[Pages as source code]
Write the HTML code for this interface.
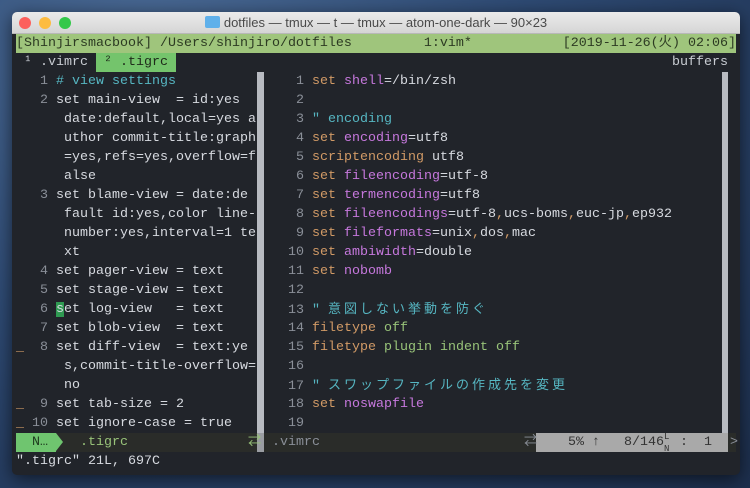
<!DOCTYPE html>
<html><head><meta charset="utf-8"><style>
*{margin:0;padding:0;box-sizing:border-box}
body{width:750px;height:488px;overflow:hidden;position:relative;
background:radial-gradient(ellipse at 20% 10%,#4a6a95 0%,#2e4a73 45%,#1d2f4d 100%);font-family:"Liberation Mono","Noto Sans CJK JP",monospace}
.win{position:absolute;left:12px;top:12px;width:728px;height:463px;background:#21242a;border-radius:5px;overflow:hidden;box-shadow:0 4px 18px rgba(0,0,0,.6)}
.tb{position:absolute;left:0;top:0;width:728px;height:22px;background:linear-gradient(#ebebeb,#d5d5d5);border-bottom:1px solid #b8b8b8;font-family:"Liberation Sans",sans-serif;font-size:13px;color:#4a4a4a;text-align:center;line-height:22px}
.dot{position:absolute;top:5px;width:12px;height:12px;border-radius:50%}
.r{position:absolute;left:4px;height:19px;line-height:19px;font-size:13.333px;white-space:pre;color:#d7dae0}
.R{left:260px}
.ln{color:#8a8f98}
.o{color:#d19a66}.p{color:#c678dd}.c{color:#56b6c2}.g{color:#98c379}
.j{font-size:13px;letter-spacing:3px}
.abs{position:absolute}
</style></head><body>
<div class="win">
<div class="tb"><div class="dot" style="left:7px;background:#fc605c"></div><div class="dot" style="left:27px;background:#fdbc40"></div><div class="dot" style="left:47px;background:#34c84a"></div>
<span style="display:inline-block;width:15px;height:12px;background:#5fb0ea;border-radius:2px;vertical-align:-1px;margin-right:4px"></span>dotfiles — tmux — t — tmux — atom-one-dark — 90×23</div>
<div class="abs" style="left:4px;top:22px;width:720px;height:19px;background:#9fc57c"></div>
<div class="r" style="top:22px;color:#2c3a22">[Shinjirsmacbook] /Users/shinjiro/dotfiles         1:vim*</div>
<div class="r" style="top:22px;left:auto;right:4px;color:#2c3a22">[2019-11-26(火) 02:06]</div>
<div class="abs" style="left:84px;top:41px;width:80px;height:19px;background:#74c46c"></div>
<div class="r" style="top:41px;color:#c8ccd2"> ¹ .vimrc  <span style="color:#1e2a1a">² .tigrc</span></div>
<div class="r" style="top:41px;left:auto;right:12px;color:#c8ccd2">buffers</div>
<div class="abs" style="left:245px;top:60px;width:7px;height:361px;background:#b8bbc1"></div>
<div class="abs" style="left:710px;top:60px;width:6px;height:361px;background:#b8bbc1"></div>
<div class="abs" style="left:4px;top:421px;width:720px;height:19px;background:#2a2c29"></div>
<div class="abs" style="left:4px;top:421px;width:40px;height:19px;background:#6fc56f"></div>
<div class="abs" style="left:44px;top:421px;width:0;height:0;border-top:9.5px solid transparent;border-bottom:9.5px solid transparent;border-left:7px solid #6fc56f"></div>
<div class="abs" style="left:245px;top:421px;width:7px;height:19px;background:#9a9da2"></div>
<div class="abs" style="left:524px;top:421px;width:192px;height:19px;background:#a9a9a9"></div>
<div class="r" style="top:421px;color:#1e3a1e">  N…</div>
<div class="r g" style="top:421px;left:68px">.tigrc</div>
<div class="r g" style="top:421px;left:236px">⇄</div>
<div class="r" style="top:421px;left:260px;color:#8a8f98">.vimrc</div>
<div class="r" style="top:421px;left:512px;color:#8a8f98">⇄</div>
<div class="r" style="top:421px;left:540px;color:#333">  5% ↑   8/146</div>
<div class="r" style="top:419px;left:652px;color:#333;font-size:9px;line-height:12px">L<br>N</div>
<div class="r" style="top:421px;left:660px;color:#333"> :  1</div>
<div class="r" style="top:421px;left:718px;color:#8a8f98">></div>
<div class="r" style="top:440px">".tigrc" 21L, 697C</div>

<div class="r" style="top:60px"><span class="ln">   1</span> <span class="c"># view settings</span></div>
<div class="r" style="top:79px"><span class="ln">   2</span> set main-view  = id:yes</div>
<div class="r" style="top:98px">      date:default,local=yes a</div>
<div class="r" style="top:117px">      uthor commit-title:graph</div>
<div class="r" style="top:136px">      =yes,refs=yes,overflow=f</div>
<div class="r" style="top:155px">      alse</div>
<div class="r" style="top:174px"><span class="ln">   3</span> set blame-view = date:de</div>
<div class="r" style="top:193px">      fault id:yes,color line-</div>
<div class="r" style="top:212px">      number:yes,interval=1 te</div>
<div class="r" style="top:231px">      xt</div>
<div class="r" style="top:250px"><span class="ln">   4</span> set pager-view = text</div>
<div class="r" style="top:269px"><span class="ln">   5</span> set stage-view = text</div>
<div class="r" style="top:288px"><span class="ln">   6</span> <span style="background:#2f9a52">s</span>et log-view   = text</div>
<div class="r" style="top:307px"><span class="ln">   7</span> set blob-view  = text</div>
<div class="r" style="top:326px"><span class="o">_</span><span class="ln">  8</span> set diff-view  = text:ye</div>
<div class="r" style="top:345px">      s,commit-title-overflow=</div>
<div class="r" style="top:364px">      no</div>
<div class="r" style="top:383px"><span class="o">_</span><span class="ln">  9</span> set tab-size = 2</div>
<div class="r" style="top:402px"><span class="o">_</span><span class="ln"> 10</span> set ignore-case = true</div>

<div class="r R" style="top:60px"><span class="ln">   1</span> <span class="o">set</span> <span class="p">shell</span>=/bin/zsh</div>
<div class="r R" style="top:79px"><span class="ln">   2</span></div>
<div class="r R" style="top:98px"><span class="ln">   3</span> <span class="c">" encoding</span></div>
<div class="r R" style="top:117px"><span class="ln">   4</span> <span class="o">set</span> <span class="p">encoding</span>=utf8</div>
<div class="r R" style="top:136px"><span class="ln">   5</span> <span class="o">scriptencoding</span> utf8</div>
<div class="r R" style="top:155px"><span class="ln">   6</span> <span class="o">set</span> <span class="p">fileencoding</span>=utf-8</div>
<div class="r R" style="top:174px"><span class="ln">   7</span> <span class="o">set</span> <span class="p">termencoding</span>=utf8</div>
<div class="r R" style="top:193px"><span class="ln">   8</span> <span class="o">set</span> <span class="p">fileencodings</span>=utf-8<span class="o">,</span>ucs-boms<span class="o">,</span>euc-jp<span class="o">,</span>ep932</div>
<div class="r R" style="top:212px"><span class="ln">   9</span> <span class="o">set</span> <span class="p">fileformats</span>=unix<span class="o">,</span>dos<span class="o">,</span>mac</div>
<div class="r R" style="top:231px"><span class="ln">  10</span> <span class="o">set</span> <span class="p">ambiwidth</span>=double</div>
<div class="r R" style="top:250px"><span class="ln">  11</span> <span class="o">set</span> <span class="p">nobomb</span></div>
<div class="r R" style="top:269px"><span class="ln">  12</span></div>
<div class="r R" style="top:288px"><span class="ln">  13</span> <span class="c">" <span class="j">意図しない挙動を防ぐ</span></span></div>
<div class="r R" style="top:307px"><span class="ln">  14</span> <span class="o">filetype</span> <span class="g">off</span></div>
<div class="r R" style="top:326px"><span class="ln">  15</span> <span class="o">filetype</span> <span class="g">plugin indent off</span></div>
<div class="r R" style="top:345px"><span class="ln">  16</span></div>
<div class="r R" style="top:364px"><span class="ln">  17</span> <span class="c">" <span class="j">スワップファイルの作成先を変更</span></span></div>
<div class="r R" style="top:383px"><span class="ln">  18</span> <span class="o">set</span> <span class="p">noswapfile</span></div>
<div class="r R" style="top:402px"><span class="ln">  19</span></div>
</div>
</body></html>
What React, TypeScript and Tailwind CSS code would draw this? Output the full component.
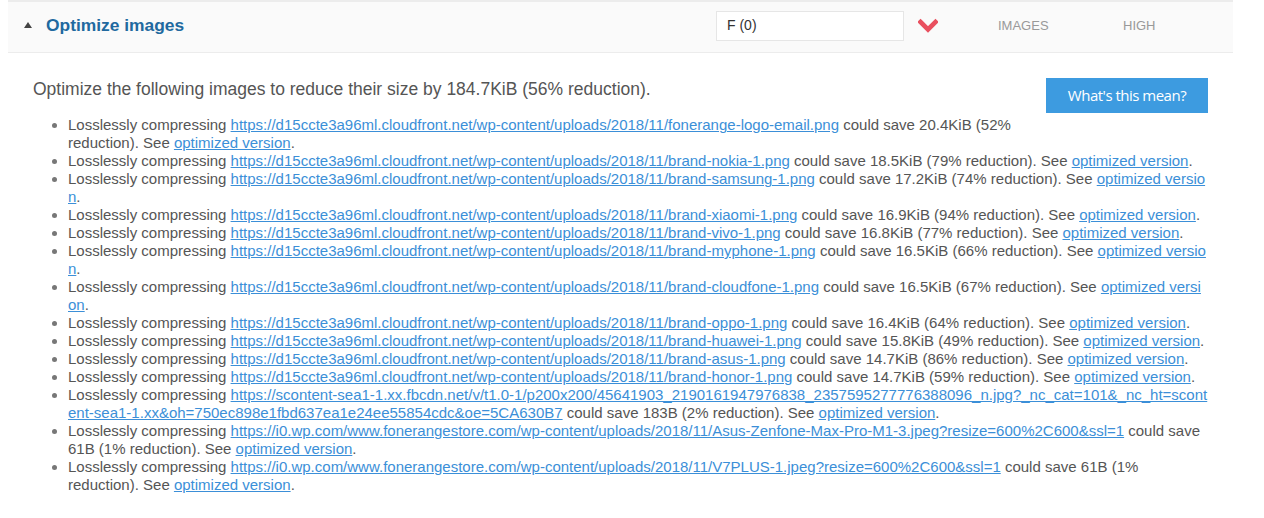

## Problem to solve
Make an exact copy of the whole listing, but don't bring over any pictures.

## Result of this task
Write the HTML code for this interface.
<!DOCTYPE html>
<html><head><meta charset="utf-8"><style>
*{margin:0;padding:0;box-sizing:border-box}
body{width:750px;height:488px;overflow:hidden;position:relative;
background:radial-gradient(ellipse at 20% 10%,#4a6a95 0%,#2e4a73 45%,#1d2f4d 100%);font-family:"Liberation Mono","Noto Sans CJK JP",monospace}
.win{position:absolute;left:12px;top:12px;width:728px;height:463px;background:#21242a;border-radius:5px;overflow:hidden;box-shadow:0 4px 18px rgba(0,0,0,.6)}
.tb{position:absolute;left:0;top:0;width:728px;height:22px;background:linear-gradient(#ebebeb,#d5d5d5);border-bottom:1px solid #b8b8b8;font-family:"Liberation Sans",sans-serif;font-size:13px;color:#4a4a4a;text-align:center;line-height:22px}
.dot{position:absolute;top:5px;width:12px;height:12px;border-radius:50%}
.r{position:absolute;left:4px;height:19px;line-height:19px;font-size:13.333px;white-space:pre;color:#d7dae0}
.R{left:260px}
.ln{color:#8a8f98}
.o{color:#d19a66}.p{color:#c678dd}.c{color:#56b6c2}.g{color:#98c379}
.j{font-size:13px;letter-spacing:3px}
.abs{position:absolute}
</style></head><body>
<div class="win">
<div class="tb"><div class="dot" style="left:7px;background:#fc605c"></div><div class="dot" style="left:27px;background:#fdbc40"></div><div class="dot" style="left:47px;background:#34c84a"></div>
<span style="display:inline-block;width:15px;height:12px;background:#5fb0ea;border-radius:2px;vertical-align:-1px;margin-right:4px"></span>dotfiles — tmux — t — tmux — atom-one-dark — 90×23</div>
<div class="abs" style="left:4px;top:22px;width:720px;height:19px;background:#9fc57c"></div>
<div class="r" style="top:22px;color:#2c3a22">[Shinjirsmacbook] /Users/shinjiro/dotfiles         1:vim*</div>
<div class="r" style="top:22px;left:auto;right:4px;color:#2c3a22">[2019-11-26(火) 02:06]</div>
<div class="abs" style="left:84px;top:41px;width:80px;height:19px;background:#74c46c"></div>
<div class="r" style="top:41px;color:#c8ccd2"> ¹ .vimrc  <span style="color:#1e2a1a">² .tigrc</span></div>
<div class="r" style="top:41px;left:auto;right:12px;color:#c8ccd2">buffers</div>
<div class="abs" style="left:245px;top:60px;width:7px;height:361px;background:#b8bbc1"></div>
<div class="abs" style="left:710px;top:60px;width:6px;height:361px;background:#b8bbc1"></div>
<div class="abs" style="left:4px;top:421px;width:720px;height:19px;background:#2a2c29"></div>
<div class="abs" style="left:4px;top:421px;width:40px;height:19px;background:#6fc56f"></div>
<div class="abs" style="left:44px;top:421px;width:0;height:0;border-top:9.5px solid transparent;border-bottom:9.5px solid transparent;border-left:7px solid #6fc56f"></div>
<div class="abs" style="left:245px;top:421px;width:7px;height:19px;background:#9a9da2"></div>
<div class="abs" style="left:524px;top:421px;width:192px;height:19px;background:#a9a9a9"></div>
<div class="r" style="top:421px;color:#1e3a1e">  N…</div>
<div class="r g" style="top:421px;left:68px">.tigrc</div>
<div class="r g" style="top:421px;left:236px">⇄</div>
<div class="r" style="top:421px;left:260px;color:#8a8f98">.vimrc</div>
<div class="r" style="top:421px;left:512px;color:#8a8f98">⇄</div>
<div class="r" style="top:421px;left:540px;color:#333">  5% ↑   8/146</div>
<div class="r" style="top:419px;left:652px;color:#333;font-size:9px;line-height:12px">L<br>N</div>
<div class="r" style="top:421px;left:660px;color:#333"> :  1</div>
<div class="r" style="top:421px;left:718px;color:#8a8f98">></div>
<div class="r" style="top:440px">".tigrc" 21L, 697C</div>

<div class="r" style="top:60px"><span class="ln">   1</span> <span class="c"># view settings</span></div>
<div class="r" style="top:79px"><span class="ln">   2</span> set main-view  = id:yes</div>
<div class="r" style="top:98px">      date:default,local=yes a</div>
<div class="r" style="top:117px">      uthor commit-title:graph</div>
<div class="r" style="top:136px">      =yes,refs=yes,overflow=f</div>
<div class="r" style="top:155px">      alse</div>
<div class="r" style="top:174px"><span class="ln">   3</span> set blame-view = date:de</div>
<div class="r" style="top:193px">      fault id:yes,color line-</div>
<div class="r" style="top:212px">      number:yes,interval=1 te</div>
<div class="r" style="top:231px">      xt</div>
<div class="r" style="top:250px"><span class="ln">   4</span> set pager-view = text</div>
<div class="r" style="top:269px"><span class="ln">   5</span> set stage-view = text</div>
<div class="r" style="top:288px"><span class="ln">   6</span> <span style="background:#2f9a52">s</span>et log-view   = text</div>
<div class="r" style="top:307px"><span class="ln">   7</span> set blob-view  = text</div>
<div class="r" style="top:326px"><span class="o">_</span><span class="ln">  8</span> set diff-view  = text:ye</div>
<div class="r" style="top:345px">      s,commit-title-overflow=</div>
<div class="r" style="top:364px">      no</div>
<div class="r" style="top:383px"><span class="o">_</span><span class="ln">  9</span> set tab-size = 2</div>
<div class="r" style="top:402px"><span class="o">_</span><span class="ln"> 10</span> set ignore-case = true</div>

<div class="r R" style="top:60px"><span class="ln">   1</span> <span class="o">set</span> <span class="p">shell</span>=/bin/zsh</div>
<div class="r R" style="top:79px"><span class="ln">   2</span></div>
<div class="r R" style="top:98px"><span class="ln">   3</span> <span class="c">" encoding</span></div>
<div class="r R" style="top:117px"><span class="ln">   4</span> <span class="o">set</span> <span class="p">encoding</span>=utf8</div>
<div class="r R" style="top:136px"><span class="ln">   5</span> <span class="o">scriptencoding</span> utf8</div>
<div class="r R" style="top:155px"><span class="ln">   6</span> <span class="o">set</span> <span class="p">fileencoding</span>=utf-8</div>
<div class="r R" style="top:174px"><span class="ln">   7</span> <span class="o">set</span> <span class="p">termencoding</span>=utf8</div>
<div class="r R" style="top:193px"><span class="ln">   8</span> <span class="o">set</span> <span class="p">fileencodings</span>=utf-8<span class="o">,</span>ucs-boms<span class="o">,</span>euc-jp<span class="o">,</span>ep932</div>
<div class="r R" style="top:212px"><span class="ln">   9</span> <span class="o">set</span> <span class="p">fileformats</span>=unix<span class="o">,</span>dos<span class="o">,</span>mac</div>
<div class="r R" style="top:231px"><span class="ln">  10</span> <span class="o">set</span> <span class="p">ambiwidth</span>=double</div>
<div class="r R" style="top:250px"><span class="ln">  11</span> <span class="o">set</span> <span class="p">nobomb</span></div>
<div class="r R" style="top:269px"><span class="ln">  12</span></div>
<div class="r R" style="top:288px"><span class="ln">  13</span> <span class="c">" <span class="j">意図しない挙動を防ぐ</span></span></div>
<div class="r R" style="top:307px"><span class="ln">  14</span> <span class="o">filetype</span> <span class="g">off</span></div>
<div class="r R" style="top:326px"><span class="ln">  15</span> <span class="o">filetype</span> <span class="g">plugin indent off</span></div>
<div class="r R" style="top:345px"><span class="ln">  16</span></div>
<div class="r R" style="top:364px"><span class="ln">  17</span> <span class="c">" <span class="j">スワップファイルの作成先を変更</span></span></div>
<div class="r R" style="top:383px"><span class="ln">  18</span> <span class="o">set</span> <span class="p">noswapfile</span></div>
<div class="r R" style="top:402px"><span class="ln">  19</span></div>
</div>
</body></html>
What React, TypeScript and Tailwind CSS code would draw this? Output the full component.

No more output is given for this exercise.